Roujin Z Review

Roujin Z
In this Japanese movie, a scientist invents a new bed that, without the help of a nurse, can fully accommodate an elderly patient. It soon becomes evident that the scientist has used a brain at the centre of the bed and what's more, he has used the brain of the patient's dead wife. The bed then gets out of control growing a mind of its own.

by Kim Newman |
Published on
Release Date:

01 Jan 1991

Running Time:

80 minutes

Certificate:

12

Original Title:

Roujin Z

Though directed by Kitakubo, this big-screen Japanese cartoon was written and designed by Otomo Katsuhiro, the comic book visionary behind the break­through anime, Akira. As a follow-up to that epic it raises expectations not quite fulfilled by far more modest ambitions, though it's a superior example of the species.

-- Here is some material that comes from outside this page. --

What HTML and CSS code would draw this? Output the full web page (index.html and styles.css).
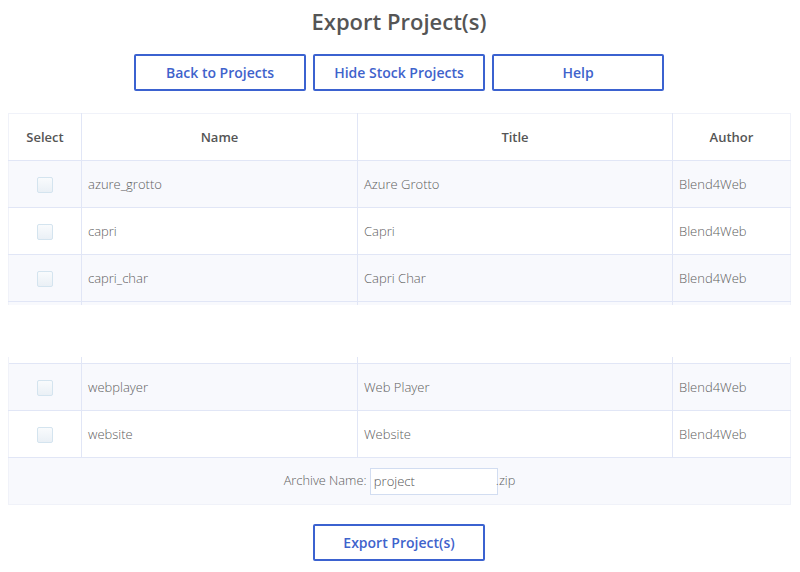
FILE: index.html
```html
<!DOCTYPE html>
<html lang="en">
<head>
    <meta charset="UTF-8">
    <title>Export Project(s)</title>
    <link rel="stylesheet" href="styles.css">
</head>
<body>
    <h1 class="page-title">Export Project(s)</h1>

    <div class="top-buttons">
        <button class="btn">Back to Projects</button>
        <button class="btn">Hide Stock Projects</button>
        <button class="btn">Help</button>
    </div>

    <table class="projects">
        <colgroup>
            <col class="col-select">
            <col class="col-name">
            <col class="col-title">
            <col class="col-author">
        </colgroup>
        <thead>
            <tr>
                <th>Select</th>
                <th>Name</th>
                <th>Title</th>
                <th>Author</th>
            </tr>
        </thead>
        <tbody>
            <tr class="odd">
                <td class="sel"><span class="check"></span></td>
                <td>azure_grotto</td>
                <td>Azure Grotto</td>
                <td>Blend4Web</td>
            </tr>
            <tr>
                <td class="sel"><span class="check"></span></td>
                <td>capri</td>
                <td>Capri</td>
                <td>Blend4Web</td>
            </tr>
            <tr class="odd">
                <td class="sel"><span class="check"></span></td>
                <td>capri_char</td>
                <td>Capri Char</td>
                <td>Blend4Web</td>
            </tr>
            <tr class="cut cut-top">
                <td></td><td></td><td></td><td></td>
            </tr>
            <tr class="gap">
                <td colspan="4"></td>
            </tr>
            <tr class="cut cut-bottom">
                <td></td><td></td><td></td><td></td>
            </tr>
            <tr class="odd">
                <td class="sel"><span class="check"></span></td>
                <td>webplayer</td>
                <td>Web Player</td>
                <td>Blend4Web</td>
            </tr>
            <tr>
                <td class="sel"><span class="check"></span></td>
                <td>website</td>
                <td>Website</td>
                <td>Blend4Web</td>
            </tr>
            <tr class="archive">
                <td colspan="4">
                    Archive Name: <input type="text" class="archive-input" value="project">.zip
                </td>
            </tr>
        </tbody>
    </table>

    <div class="bottom-buttons">
        <button class="btn">Export Project(s)</button>
    </div>
</body>
</html>
```

FILE: styles.css
```css
body {
    margin: 0;
    padding: 0 10px 0 8px;
    font-family: 'Open Sans', sans-serif;
    color: #666;
    background: white;
}
.page-title {
    margin: 0;
    padding-top: 6px;
    height: 49px;
    box-sizing: border-box;
    text-align: center;
    font-size: 22px;
    font-weight: 600;
    color: #555;
}
.top-buttons,
.bottom-buttons {
    display: flex;
    justify-content: center;
    gap: 7px;
}
.top-buttons {
    margin-top: 5px;
    margin-bottom: 22px;
}
.bottom-buttons {
    margin-top: 19px;
}
.btn {
    width: 172px;
    height: 37px;
    background: white;
    border: 2px solid #3b62d0;
    border-radius: 2px;
    color: #3f63cc;
    font-family: 'Open Sans', sans-serif;
    font-size: 14px;
    font-weight: 600;
    padding: 0;
}
.projects {
    width: 782px;
    table-layout: fixed;
    border-collapse: collapse;
    font-size: 13px;
    font-weight: 300;
}
.col-select { width: 73px; }
.col-name { width: 276px; }
.col-title { width: 315px; }
.col-author { width: 118px; }
.projects th,
.projects td {
    height: 46px;
    padding: 0 6px;
    border: 1px solid #e1e6f6;
    text-align: left;
    color: #606060;
}
.projects th {
    text-align: center;
    font-weight: 600;
    color: #555;
    border-top-color: #f0f2f9;
}
.projects th:first-child,
.projects td:first-child {
    border-left-color: #f0f2f9;
}
.projects th:last-child,
.projects td:last-child {
    border-right-color: #f0f2f9;
}
.projects tr.odd td {
    background: #f8f9fd;
}
.projects td.sel {
    text-align: center;
    padding: 0;
}
.check {
    display: inline-block;
    width: 14px;
    height: 14px;
    border: 1px solid #d4e4ef;
    border-radius: 2px;
    background: linear-gradient(#f9fbfd, #eaf0f6);
    vertical-align: middle;
}
.projects tr.cut td {
    background: white;
    border-top: none;
    border-bottom: none;
}
.projects tr.cut-top td {
    height: 3px;
    background: #f8f9fd;
    border-top: 1px solid #e1e6f6;
}
.projects tr.cut-bottom td {
    height: 6px;
}
.projects tr.gap td {
    height: 52px;
    border: none;
    background: white;
}
.projects tr.archive td {
    text-align: center;
    font-size: 12.8px;
    background: #f8f9fd;
    border-left-color: #f0f2f9;
    border-right-color: #f0f2f9;
    border-bottom-color: #f0f2f9;
}
.archive-input {
    width: 128px;
    height: 27px;
    box-sizing: border-box;
    border: 1px solid #d2ddf1;
    padding: 0 3px;
    font-family: 'Open Sans', sans-serif;
    font-size: 13px;
    font-weight: 300;
    color: #555;
    vertical-align: middle;
    margin-right: -2px;
}
```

Japan has always had a science fiction tradition of city-stomping giant monsters and super-transforming battle robots, and this is a unique take on the genre, informed and complicated by another singularly Japanese obsession, the dignified care of the elderly. In a sunlit near-future Japan, a government research project has developed a fully-automated hospital bed to take care of the elderly with maximum efficiency and minimum compassion. The student nurse heroine protests at the impersonality of the machine. But things get weird when it transpires that the unethical scientists have used a human brain in the computer and given the bed the ability to defend itself by adding on extra bits of machinery.

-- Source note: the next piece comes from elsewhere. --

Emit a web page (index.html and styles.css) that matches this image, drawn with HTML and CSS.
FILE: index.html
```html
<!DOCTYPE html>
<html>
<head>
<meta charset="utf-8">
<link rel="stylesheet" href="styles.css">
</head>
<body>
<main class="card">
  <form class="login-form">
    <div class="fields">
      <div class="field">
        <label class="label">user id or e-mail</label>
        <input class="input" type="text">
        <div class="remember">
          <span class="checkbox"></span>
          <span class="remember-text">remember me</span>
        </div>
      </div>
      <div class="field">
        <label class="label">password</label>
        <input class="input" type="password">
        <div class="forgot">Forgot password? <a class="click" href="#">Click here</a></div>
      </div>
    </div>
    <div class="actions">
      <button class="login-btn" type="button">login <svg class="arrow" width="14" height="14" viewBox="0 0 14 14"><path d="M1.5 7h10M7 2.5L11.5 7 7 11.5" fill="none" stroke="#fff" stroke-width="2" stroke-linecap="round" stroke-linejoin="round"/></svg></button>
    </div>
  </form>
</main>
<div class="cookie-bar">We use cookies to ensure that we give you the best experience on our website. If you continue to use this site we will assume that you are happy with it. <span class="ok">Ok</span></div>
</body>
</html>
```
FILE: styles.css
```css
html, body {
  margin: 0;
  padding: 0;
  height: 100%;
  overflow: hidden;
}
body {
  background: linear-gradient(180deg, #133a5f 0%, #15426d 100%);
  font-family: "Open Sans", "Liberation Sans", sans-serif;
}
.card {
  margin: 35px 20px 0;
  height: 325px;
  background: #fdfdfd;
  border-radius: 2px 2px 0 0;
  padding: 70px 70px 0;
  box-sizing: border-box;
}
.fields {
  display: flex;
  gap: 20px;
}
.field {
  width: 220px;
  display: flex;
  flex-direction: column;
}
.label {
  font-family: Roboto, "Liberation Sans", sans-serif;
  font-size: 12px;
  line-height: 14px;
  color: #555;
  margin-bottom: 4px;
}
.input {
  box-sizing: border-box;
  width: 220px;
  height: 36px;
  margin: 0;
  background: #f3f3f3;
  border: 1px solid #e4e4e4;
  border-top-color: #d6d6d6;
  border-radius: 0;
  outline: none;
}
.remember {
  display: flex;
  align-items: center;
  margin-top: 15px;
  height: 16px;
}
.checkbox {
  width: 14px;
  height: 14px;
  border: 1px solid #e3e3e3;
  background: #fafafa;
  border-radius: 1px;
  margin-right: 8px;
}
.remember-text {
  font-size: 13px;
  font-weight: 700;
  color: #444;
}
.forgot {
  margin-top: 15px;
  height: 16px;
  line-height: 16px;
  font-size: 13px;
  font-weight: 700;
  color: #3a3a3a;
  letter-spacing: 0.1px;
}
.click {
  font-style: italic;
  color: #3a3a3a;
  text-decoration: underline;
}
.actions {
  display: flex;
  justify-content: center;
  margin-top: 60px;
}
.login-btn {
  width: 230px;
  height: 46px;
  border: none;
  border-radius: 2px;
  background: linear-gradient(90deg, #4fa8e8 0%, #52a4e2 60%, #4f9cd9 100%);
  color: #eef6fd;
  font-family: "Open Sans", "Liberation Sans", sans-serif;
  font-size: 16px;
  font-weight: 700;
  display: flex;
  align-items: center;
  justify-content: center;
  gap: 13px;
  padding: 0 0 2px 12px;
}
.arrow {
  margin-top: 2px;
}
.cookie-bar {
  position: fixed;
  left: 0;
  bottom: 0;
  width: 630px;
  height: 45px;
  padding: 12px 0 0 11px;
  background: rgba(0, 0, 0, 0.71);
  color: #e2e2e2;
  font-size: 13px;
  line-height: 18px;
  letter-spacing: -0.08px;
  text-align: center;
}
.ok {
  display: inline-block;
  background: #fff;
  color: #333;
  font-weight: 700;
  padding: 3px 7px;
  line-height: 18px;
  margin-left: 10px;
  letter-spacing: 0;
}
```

The plot gets further complicated when we realise that the brain in question is that of the patient's dead wife and the machine takes off across the town, growing to Godzilla size with the help of bits of bulldozer. While the characters are shrill one-note types, the quality of the animation is up there with the genre's best — starting quietly enough, but swiftly becoming spectacular as the robot bed meets its military-minded match. That our impression of the all-machine bed as a cruel idea is contradicted halfway through by the idea of dead wives' brains looking after their decrepit husbands adds a strangely touching, if equally disturbing, perspective to the tale.

Although this came out after the release of Akira and Ghost in the Shell, it was still before Anime had gone globally mainstream. With great animation worthy of comparisons with many of its competitors, Roujin Z has an interesting concept behind it which with more character development could have been another Anime to lead the way forward.